* [EXERCISE TASK]:
Return every line below in which "draw" appears.

• • • • • • •

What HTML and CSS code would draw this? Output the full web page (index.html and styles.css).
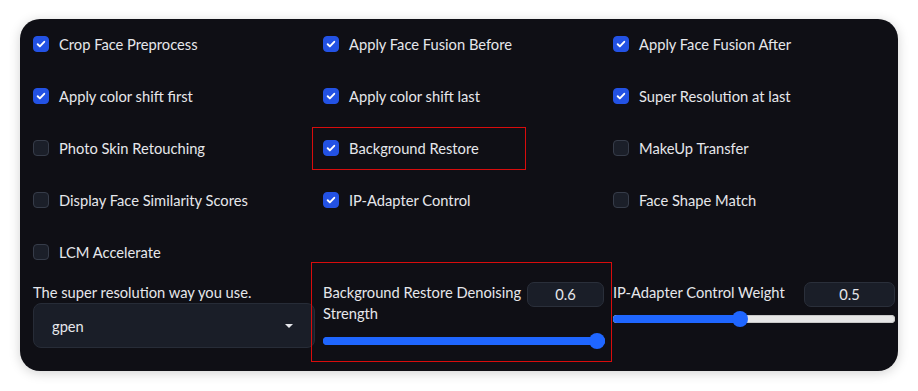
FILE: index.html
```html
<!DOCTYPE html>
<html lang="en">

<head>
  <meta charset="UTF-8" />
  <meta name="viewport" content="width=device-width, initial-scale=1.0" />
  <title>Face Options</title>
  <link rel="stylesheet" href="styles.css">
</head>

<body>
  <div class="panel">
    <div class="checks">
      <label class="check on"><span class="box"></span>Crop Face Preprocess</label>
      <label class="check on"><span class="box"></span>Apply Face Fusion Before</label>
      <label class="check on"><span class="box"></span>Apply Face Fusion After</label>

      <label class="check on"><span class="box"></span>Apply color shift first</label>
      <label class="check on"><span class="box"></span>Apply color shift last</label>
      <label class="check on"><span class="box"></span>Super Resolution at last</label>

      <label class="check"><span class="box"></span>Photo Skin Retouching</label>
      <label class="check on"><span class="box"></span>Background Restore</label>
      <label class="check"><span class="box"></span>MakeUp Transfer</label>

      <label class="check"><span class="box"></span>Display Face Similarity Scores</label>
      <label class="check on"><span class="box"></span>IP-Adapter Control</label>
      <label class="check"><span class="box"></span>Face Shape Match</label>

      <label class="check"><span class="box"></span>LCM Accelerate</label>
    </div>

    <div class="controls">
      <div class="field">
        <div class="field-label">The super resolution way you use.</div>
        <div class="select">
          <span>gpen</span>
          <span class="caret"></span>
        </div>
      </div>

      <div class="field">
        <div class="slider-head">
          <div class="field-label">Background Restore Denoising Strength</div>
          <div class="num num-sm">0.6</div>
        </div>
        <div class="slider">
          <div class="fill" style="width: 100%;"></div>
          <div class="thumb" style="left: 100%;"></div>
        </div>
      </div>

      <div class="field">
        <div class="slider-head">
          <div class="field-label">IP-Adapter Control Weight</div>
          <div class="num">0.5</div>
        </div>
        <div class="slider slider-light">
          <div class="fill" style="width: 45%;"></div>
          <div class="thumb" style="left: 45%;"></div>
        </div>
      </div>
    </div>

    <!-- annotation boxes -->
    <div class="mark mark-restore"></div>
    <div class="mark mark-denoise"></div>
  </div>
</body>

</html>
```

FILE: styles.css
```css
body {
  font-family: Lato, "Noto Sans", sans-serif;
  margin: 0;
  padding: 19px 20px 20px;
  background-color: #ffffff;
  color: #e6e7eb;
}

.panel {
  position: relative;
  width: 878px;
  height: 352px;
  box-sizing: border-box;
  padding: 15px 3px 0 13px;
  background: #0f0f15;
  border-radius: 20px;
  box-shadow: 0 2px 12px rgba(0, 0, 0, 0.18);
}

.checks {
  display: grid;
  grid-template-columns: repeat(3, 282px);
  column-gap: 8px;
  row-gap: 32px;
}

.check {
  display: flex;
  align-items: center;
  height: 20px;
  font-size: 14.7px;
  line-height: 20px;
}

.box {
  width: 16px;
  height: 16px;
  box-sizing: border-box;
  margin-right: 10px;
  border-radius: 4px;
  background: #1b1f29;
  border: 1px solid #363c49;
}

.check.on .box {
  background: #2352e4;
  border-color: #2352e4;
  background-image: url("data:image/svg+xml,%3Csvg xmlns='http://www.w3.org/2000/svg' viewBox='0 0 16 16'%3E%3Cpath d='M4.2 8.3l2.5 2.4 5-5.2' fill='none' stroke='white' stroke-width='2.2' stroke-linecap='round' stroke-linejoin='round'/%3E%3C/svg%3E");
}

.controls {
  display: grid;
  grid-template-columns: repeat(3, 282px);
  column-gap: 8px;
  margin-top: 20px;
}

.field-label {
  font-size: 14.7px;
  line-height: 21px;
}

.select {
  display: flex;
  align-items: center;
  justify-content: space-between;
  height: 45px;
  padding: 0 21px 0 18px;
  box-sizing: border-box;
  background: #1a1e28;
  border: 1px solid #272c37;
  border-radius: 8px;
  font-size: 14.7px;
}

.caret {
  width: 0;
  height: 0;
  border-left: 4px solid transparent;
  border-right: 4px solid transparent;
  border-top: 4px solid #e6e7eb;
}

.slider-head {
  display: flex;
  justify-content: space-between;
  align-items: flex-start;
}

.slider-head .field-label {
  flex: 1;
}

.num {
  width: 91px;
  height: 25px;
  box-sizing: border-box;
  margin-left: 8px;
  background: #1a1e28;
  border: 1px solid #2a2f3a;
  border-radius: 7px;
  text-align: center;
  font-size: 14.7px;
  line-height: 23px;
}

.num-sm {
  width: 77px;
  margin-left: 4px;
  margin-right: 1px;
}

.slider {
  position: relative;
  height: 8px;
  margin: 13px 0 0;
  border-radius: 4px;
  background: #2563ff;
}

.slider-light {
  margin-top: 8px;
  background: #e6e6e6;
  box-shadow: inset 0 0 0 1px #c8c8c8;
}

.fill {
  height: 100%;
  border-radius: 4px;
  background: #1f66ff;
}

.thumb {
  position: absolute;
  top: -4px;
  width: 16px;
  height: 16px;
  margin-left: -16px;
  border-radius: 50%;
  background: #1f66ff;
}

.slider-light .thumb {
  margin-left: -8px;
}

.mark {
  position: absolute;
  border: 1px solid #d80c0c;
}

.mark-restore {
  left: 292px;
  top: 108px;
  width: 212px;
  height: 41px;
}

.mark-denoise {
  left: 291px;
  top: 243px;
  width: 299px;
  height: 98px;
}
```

• • • • • • •

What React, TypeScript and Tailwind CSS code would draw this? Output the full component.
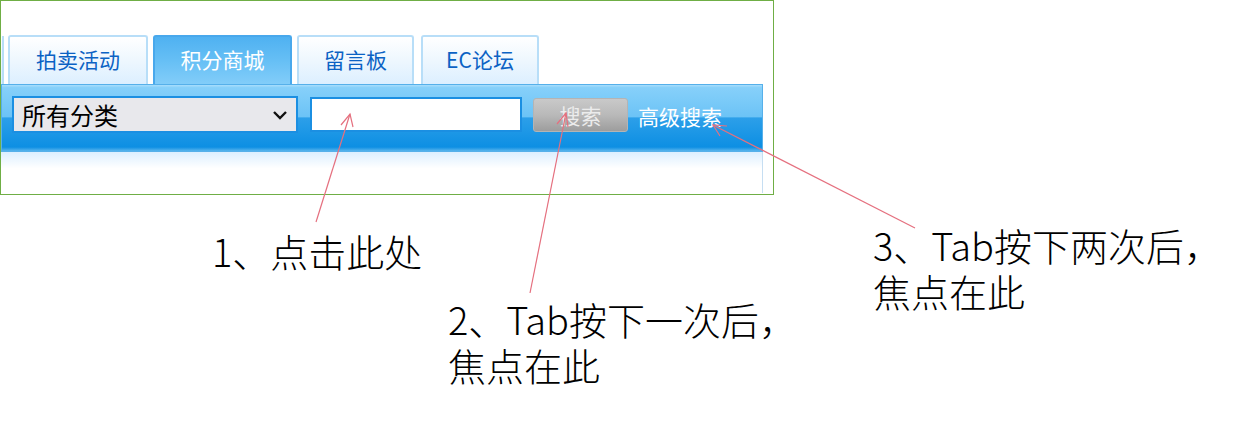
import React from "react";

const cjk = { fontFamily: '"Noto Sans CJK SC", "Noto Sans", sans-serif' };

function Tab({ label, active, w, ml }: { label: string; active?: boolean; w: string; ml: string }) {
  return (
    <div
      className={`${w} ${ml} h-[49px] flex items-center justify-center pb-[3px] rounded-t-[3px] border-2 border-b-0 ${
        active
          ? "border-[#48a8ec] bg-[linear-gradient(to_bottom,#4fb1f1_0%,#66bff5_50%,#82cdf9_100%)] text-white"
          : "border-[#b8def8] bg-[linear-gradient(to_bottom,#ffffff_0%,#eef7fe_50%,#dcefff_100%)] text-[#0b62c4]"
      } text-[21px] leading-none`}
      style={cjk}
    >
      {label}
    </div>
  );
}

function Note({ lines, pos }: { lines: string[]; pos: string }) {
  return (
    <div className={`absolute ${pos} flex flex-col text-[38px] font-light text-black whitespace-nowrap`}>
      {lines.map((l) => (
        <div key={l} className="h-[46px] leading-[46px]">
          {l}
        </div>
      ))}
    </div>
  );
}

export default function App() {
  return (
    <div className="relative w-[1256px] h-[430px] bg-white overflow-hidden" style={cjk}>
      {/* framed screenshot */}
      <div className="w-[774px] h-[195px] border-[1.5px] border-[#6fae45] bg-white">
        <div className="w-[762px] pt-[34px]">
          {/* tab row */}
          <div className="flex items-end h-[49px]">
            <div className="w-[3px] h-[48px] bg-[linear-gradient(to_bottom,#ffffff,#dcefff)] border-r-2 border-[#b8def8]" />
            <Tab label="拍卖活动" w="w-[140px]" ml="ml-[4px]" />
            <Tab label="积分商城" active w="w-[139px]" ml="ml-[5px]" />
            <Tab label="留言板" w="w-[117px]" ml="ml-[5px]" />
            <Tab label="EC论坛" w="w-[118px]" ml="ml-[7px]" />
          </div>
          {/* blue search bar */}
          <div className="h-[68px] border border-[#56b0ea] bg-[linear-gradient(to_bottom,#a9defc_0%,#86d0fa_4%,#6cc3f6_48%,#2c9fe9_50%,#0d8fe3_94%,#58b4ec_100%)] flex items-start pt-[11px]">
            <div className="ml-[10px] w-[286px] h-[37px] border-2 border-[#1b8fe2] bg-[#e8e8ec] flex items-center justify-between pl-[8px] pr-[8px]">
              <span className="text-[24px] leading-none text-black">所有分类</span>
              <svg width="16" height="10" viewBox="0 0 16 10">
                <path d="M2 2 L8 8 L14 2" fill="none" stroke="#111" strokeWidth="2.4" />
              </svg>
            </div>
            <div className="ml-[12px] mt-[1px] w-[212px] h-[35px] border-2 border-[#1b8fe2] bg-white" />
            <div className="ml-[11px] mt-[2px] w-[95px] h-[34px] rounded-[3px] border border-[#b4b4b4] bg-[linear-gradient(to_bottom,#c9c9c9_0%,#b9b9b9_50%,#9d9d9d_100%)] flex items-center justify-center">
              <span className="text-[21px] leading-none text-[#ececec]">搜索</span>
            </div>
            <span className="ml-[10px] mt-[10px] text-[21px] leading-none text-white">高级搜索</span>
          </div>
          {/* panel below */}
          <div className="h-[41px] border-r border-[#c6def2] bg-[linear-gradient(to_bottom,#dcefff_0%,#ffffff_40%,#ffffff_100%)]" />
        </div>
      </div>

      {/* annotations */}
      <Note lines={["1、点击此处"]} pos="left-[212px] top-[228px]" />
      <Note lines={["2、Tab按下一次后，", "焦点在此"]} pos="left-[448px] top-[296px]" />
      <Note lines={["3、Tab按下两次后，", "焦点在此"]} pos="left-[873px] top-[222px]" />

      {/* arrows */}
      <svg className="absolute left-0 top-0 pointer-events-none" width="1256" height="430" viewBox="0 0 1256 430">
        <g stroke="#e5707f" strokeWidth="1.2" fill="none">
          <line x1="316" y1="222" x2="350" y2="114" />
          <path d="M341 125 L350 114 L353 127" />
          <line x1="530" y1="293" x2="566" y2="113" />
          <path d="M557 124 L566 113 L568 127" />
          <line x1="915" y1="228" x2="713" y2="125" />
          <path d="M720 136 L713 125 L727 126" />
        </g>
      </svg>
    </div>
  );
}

• • • • • • •

* [COMPLETE ANSWER]:
What HTML and CSS code would draw this? Output the full web page (index.html and styles.css).
What React, TypeScript and Tailwind CSS code would draw this? Output the full component.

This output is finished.